**RECORDS SUPPLIED:**
* * * *
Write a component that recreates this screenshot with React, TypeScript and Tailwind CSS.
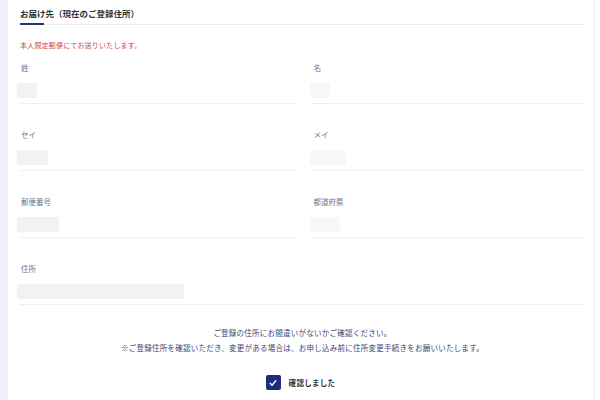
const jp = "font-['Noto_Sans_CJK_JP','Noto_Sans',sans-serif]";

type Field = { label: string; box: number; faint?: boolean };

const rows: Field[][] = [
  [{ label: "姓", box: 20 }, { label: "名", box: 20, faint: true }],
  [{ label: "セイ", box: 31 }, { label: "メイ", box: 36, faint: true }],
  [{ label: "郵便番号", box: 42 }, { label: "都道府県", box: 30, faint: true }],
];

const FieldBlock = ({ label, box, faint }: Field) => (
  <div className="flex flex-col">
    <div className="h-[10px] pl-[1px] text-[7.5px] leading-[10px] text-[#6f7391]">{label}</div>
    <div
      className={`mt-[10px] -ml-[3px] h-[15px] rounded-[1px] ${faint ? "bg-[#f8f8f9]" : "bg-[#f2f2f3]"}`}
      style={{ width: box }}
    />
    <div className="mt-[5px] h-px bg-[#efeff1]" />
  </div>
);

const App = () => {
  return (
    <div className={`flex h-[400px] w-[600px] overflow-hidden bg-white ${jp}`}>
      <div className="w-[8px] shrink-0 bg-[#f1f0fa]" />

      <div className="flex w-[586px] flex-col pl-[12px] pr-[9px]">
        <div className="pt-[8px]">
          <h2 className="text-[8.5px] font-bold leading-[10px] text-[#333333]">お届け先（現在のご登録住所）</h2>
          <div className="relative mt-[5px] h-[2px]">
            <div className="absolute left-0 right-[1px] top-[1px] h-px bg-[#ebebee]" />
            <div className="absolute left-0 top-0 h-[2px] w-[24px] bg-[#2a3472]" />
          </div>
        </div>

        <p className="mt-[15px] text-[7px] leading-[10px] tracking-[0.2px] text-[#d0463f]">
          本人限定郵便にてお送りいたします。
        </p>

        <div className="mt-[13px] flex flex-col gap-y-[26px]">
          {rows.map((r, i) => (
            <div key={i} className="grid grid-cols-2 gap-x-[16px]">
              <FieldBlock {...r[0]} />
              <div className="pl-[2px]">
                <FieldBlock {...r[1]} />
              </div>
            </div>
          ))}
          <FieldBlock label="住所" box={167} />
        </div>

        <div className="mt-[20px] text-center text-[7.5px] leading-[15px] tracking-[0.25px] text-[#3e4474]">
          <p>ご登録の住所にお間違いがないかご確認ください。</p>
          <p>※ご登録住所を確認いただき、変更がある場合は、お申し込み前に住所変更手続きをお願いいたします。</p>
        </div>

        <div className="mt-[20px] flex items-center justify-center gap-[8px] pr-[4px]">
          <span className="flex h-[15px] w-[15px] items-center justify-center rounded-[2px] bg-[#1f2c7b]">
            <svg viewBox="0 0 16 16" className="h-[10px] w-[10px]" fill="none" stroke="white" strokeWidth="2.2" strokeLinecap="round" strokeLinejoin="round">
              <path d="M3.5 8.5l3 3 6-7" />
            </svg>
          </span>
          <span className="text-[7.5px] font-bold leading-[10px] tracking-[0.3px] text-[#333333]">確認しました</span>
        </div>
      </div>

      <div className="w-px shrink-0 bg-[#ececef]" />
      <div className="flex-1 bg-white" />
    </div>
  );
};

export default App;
* * * *
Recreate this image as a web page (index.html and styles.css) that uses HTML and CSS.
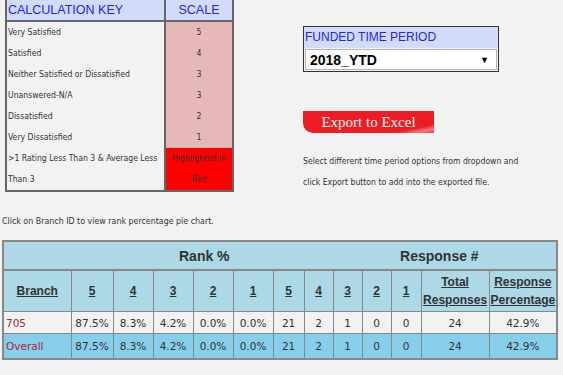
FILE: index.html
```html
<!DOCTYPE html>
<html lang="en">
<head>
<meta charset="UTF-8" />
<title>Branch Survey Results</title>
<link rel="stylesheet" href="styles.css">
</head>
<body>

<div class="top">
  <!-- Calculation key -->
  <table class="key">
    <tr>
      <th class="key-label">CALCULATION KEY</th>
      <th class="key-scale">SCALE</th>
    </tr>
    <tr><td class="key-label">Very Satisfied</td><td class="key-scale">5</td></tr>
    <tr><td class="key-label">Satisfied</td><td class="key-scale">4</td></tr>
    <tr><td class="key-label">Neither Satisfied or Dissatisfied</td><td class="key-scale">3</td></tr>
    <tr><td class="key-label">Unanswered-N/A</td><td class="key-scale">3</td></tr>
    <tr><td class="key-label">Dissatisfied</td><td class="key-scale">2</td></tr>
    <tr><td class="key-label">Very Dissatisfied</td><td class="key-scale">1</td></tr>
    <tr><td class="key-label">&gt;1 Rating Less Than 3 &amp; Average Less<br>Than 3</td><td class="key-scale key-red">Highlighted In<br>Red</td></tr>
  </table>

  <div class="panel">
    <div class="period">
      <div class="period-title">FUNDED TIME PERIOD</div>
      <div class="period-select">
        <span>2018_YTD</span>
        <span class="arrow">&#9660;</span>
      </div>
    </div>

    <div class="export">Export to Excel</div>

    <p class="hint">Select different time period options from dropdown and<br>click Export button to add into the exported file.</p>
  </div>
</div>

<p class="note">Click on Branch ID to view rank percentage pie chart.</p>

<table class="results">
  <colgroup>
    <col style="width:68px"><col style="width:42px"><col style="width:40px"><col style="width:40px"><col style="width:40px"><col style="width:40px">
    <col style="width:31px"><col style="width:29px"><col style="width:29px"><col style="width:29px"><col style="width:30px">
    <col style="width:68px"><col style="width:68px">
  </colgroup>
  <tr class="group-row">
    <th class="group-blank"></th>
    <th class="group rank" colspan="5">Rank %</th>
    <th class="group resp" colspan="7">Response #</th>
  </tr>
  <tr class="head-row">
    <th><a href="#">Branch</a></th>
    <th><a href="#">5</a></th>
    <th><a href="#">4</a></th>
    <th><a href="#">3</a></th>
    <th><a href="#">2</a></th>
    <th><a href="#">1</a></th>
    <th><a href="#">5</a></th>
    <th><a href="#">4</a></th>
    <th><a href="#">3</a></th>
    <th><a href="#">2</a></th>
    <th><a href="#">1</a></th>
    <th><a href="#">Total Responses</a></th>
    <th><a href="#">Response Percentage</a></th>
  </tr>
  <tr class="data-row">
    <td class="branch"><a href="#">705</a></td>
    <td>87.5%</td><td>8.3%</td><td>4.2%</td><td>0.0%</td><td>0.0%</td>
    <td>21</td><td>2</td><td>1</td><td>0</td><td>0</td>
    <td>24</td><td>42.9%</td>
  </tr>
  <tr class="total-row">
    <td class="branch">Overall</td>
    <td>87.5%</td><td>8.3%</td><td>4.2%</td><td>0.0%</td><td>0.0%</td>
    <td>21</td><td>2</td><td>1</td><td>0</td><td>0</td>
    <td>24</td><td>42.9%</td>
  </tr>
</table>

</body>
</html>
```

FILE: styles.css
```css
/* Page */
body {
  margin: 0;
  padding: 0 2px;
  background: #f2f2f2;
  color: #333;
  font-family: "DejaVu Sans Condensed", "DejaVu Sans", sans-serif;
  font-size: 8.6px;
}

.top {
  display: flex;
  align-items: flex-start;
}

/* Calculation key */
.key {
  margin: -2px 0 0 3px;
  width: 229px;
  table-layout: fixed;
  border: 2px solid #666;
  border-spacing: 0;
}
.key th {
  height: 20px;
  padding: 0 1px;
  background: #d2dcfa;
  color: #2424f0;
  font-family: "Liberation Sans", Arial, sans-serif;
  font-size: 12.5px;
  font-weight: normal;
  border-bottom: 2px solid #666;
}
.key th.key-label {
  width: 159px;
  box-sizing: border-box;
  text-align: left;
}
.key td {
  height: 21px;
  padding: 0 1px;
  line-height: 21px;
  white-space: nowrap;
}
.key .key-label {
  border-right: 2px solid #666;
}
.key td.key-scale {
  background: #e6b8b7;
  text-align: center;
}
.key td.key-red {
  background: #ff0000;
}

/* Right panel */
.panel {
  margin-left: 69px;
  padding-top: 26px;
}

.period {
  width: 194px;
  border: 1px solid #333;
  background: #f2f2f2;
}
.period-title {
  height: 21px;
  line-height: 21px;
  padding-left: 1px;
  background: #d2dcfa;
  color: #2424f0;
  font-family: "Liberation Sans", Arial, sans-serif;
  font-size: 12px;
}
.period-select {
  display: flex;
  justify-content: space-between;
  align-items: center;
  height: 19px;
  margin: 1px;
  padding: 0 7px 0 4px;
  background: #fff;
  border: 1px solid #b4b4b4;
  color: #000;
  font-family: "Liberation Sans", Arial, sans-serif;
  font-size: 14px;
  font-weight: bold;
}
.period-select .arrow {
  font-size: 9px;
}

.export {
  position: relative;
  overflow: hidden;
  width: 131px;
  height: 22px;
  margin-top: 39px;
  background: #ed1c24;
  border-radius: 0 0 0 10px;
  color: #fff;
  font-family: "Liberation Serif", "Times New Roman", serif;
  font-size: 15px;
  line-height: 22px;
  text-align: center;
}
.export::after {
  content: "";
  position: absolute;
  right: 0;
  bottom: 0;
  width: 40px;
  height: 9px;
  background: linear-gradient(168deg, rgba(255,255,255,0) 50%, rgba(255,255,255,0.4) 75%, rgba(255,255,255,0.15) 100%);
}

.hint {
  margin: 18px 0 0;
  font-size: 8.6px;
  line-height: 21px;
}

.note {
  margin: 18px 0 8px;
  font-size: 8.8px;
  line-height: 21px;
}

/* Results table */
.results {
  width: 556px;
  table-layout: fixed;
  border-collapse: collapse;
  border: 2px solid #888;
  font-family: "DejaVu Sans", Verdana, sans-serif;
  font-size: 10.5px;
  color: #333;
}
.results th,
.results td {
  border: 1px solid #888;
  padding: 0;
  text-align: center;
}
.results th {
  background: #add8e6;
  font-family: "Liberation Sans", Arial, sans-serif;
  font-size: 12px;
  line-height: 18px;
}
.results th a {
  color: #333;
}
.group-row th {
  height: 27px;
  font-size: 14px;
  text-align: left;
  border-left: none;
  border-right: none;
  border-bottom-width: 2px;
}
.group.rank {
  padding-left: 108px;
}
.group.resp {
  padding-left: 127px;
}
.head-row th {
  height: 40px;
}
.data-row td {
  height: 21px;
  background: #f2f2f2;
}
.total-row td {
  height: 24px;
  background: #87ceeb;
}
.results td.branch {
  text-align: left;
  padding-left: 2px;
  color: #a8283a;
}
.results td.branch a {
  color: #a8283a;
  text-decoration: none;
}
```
* * * *
What number of lines in the records contain the word "index"? Answer with that number alone.

**SOLUTION FOR THIS PROBLEM:** 2